[start]
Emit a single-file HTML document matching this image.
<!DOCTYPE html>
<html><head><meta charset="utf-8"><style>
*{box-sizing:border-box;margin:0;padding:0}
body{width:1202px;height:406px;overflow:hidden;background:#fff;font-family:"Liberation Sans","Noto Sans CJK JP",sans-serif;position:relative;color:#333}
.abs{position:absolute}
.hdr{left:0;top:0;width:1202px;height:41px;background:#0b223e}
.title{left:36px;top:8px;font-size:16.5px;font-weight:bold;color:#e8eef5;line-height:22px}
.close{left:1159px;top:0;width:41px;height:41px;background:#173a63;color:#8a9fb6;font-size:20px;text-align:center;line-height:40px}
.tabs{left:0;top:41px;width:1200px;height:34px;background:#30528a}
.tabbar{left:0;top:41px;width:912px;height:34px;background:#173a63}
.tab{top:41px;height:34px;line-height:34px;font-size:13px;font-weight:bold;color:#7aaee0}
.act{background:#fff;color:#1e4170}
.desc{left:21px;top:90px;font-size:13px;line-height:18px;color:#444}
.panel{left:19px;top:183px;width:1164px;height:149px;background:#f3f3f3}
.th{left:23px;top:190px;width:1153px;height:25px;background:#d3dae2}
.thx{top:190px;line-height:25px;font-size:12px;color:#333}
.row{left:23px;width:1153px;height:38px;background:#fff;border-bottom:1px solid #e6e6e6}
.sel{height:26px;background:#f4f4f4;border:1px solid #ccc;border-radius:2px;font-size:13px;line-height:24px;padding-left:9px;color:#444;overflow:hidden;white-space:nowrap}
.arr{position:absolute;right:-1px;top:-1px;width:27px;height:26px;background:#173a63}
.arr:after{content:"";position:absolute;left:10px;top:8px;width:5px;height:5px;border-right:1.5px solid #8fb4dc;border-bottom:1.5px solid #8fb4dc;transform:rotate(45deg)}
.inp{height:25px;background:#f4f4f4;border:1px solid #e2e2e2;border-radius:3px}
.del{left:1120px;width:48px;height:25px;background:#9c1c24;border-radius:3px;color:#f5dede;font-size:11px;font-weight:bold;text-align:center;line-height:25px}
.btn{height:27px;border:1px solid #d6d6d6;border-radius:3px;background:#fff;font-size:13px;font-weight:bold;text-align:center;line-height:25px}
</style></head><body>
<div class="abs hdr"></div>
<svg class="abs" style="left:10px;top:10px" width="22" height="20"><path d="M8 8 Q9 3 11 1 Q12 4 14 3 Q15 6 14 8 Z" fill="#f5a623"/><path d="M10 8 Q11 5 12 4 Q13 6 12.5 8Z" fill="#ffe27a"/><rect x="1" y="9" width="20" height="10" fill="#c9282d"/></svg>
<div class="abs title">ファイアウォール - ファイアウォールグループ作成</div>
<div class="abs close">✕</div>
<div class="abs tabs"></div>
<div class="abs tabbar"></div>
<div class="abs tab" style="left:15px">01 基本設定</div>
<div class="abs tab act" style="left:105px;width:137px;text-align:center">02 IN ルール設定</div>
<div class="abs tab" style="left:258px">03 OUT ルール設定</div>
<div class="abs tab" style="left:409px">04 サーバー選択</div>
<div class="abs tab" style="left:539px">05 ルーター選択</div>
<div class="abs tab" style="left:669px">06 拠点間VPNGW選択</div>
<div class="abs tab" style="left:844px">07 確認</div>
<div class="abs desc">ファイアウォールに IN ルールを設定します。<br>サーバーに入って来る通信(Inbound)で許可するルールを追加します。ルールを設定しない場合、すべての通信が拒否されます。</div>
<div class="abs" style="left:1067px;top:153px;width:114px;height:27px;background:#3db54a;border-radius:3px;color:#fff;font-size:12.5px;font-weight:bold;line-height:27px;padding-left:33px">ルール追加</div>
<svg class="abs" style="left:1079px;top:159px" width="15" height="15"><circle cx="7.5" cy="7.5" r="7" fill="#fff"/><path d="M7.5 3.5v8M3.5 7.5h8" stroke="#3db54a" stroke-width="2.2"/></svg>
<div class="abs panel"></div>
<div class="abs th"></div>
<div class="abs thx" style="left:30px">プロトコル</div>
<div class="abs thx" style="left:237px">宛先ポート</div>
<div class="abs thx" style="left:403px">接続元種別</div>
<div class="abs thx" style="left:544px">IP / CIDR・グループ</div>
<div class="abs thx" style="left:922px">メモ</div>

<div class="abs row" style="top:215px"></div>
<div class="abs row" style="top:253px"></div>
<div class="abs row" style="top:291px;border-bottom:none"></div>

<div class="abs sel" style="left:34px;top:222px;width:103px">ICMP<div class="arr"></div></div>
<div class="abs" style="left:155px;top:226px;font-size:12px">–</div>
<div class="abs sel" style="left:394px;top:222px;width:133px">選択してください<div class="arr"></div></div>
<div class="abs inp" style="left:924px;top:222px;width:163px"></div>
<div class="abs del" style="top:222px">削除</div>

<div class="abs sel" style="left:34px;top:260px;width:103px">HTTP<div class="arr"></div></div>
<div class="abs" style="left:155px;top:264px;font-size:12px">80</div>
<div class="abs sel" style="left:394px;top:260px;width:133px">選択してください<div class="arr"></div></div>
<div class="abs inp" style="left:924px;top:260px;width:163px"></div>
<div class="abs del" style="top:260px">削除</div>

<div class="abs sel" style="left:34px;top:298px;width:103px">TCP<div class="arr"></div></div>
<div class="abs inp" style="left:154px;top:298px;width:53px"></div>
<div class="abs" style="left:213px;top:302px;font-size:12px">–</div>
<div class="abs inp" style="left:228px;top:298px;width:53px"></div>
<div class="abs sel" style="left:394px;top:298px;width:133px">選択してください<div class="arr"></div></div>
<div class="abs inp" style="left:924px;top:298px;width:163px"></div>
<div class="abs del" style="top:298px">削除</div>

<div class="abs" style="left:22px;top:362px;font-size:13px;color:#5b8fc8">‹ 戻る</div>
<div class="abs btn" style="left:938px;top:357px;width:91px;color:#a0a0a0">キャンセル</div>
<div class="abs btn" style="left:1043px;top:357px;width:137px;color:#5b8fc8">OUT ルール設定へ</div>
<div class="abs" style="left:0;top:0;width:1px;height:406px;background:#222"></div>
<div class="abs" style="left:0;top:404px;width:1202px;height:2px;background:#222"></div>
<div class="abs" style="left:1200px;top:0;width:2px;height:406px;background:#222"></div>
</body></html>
[end]
— What the exercise asks —
All of the material must be reproduced exactly.

— Solved exercise —
Emit a single-file HTML document matching this image.
<!DOCTYPE html>
<html><head><meta charset="utf-8"><style>
*{box-sizing:border-box;margin:0;padding:0}
body{width:1202px;height:406px;overflow:hidden;background:#fff;font-family:"Liberation Sans","Noto Sans CJK JP",sans-serif;position:relative;color:#333}
.abs{position:absolute}
.hdr{left:0;top:0;width:1202px;height:41px;background:#0b223e}
.title{left:36px;top:8px;font-size:16.5px;font-weight:bold;color:#e8eef5;line-height:22px}
.close{left:1159px;top:0;width:41px;height:41px;background:#173a63;color:#8a9fb6;font-size:20px;text-align:center;line-height:40px}
.tabs{left:0;top:41px;width:1200px;height:34px;background:#30528a}
.tabbar{left:0;top:41px;width:912px;height:34px;background:#173a63}
.tab{top:41px;height:34px;line-height:34px;font-size:13px;font-weight:bold;color:#7aaee0}
.act{background:#fff;color:#1e4170}
.desc{left:21px;top:90px;font-size:13px;line-height:18px;color:#444}
.panel{left:19px;top:183px;width:1164px;height:149px;background:#f3f3f3}
.th{left:23px;top:190px;width:1153px;height:25px;background:#d3dae2}
.thx{top:190px;line-height:25px;font-size:12px;color:#333}
.row{left:23px;width:1153px;height:38px;background:#fff;border-bottom:1px solid #e6e6e6}
.sel{height:26px;background:#f4f4f4;border:1px solid #ccc;border-radius:2px;font-size:13px;line-height:24px;padding-left:9px;color:#444;overflow:hidden;white-space:nowrap}
.arr{position:absolute;right:-1px;top:-1px;width:27px;height:26px;background:#173a63}
.arr:after{content:"";position:absolute;left:10px;top:8px;width:5px;height:5px;border-right:1.5px solid #8fb4dc;border-bottom:1.5px solid #8fb4dc;transform:rotate(45deg)}
.inp{height:25px;background:#f4f4f4;border:1px solid #e2e2e2;border-radius:3px}
.del{left:1120px;width:48px;height:25px;background:#9c1c24;border-radius:3px;color:#f5dede;font-size:11px;font-weight:bold;text-align:center;line-height:25px}
.btn{height:27px;border:1px solid #d6d6d6;border-radius:3px;background:#fff;font-size:13px;font-weight:bold;text-align:center;line-height:25px}
</style></head><body>
<div class="abs hdr"></div>
<svg class="abs" style="left:10px;top:10px" width="22" height="20"><path d="M8 8 Q9 3 11 1 Q12 4 14 3 Q15 6 14 8 Z" fill="#f5a623"/><path d="M10 8 Q11 5 12 4 Q13 6 12.5 8Z" fill="#ffe27a"/><rect x="1" y="9" width="20" height="10" fill="#c9282d"/></svg>
<div class="abs title">ファイアウォール - ファイアウォールグループ作成</div>
<div class="abs close">✕</div>
<div class="abs tabs"></div>
<div class="abs tabbar"></div>
<div class="abs tab" style="left:15px">01 基本設定</div>
<div class="abs tab act" style="left:105px;width:137px;text-align:center">02 IN ルール設定</div>
<div class="abs tab" style="left:258px">03 OUT ルール設定</div>
<div class="abs tab" style="left:409px">04 サーバー選択</div>
<div class="abs tab" style="left:539px">05 ルーター選択</div>
<div class="abs tab" style="left:669px">06 拠点間VPNGW選択</div>
<div class="abs tab" style="left:844px">07 確認</div>
<div class="abs desc">ファイアウォールに IN ルールを設定します。<br>サーバーに入って来る通信(Inbound)で許可するルールを追加します。ルールを設定しない場合、すべての通信が拒否されます。</div>
<div class="abs" style="left:1067px;top:153px;width:114px;height:27px;background:#3db54a;border-radius:3px;color:#fff;font-size:12.5px;font-weight:bold;line-height:27px;padding-left:33px">ルール追加</div>
<svg class="abs" style="left:1079px;top:159px" width="15" height="15"><circle cx="7.5" cy="7.5" r="7" fill="#fff"/><path d="M7.5 3.5v8M3.5 7.5h8" stroke="#3db54a" stroke-width="2.2"/></svg>
<div class="abs panel"></div>
<div class="abs th"></div>
<div class="abs thx" style="left:30px">プロトコル</div>
<div class="abs thx" style="left:237px">宛先ポート</div>
<div class="abs thx" style="left:403px">接続元種別</div>
<div class="abs thx" style="left:544px">IP / CIDR・グループ</div>
<div class="abs thx" style="left:922px">メモ</div>

<div class="abs row" style="top:215px"></div>
<div class="abs row" style="top:253px"></div>
<div class="abs row" style="top:291px;border-bottom:none"></div>

<div class="abs sel" style="left:34px;top:222px;width:103px">ICMP<div class="arr"></div></div>
<div class="abs" style="left:155px;top:226px;font-size:12px">–</div>
<div class="abs sel" style="left:394px;top:222px;width:133px">選択してください<div class="arr"></div></div>
<div class="abs inp" style="left:924px;top:222px;width:163px"></div>
<div class="abs del" style="top:222px">削除</div>

<div class="abs sel" style="left:34px;top:260px;width:103px">HTTP<div class="arr"></div></div>
<div class="abs" style="left:155px;top:264px;font-size:12px">80</div>
<div class="abs sel" style="left:394px;top:260px;width:133px">選択してください<div class="arr"></div></div>
<div class="abs inp" style="left:924px;top:260px;width:163px"></div>
<div class="abs del" style="top:260px">削除</div>

<div class="abs sel" style="left:34px;top:298px;width:103px">TCP<div class="arr"></div></div>
<div class="abs inp" style="left:154px;top:298px;width:53px"></div>
<div class="abs" style="left:213px;top:302px;font-size:12px">–</div>
<div class="abs inp" style="left:228px;top:298px;width:53px"></div>
<div class="abs sel" style="left:394px;top:298px;width:133px">選択してください<div class="arr"></div></div>
<div class="abs inp" style="left:924px;top:298px;width:163px"></div>
<div class="abs del" style="top:298px">削除</div>

<div class="abs" style="left:22px;top:362px;font-size:13px;color:#5b8fc8">‹ 戻る</div>
<div class="abs btn" style="left:938px;top:357px;width:91px;color:#a0a0a0">キャンセル</div>
<div class="abs btn" style="left:1043px;top:357px;width:137px;color:#5b8fc8">OUT ルール設定へ</div>
<div class="abs" style="left:0;top:0;width:1px;height:406px;background:#222"></div>
<div class="abs" style="left:0;top:404px;width:1202px;height:2px;background:#222"></div>
<div class="abs" style="left:1200px;top:0;width:2px;height:406px;background:#222"></div>
</body></html>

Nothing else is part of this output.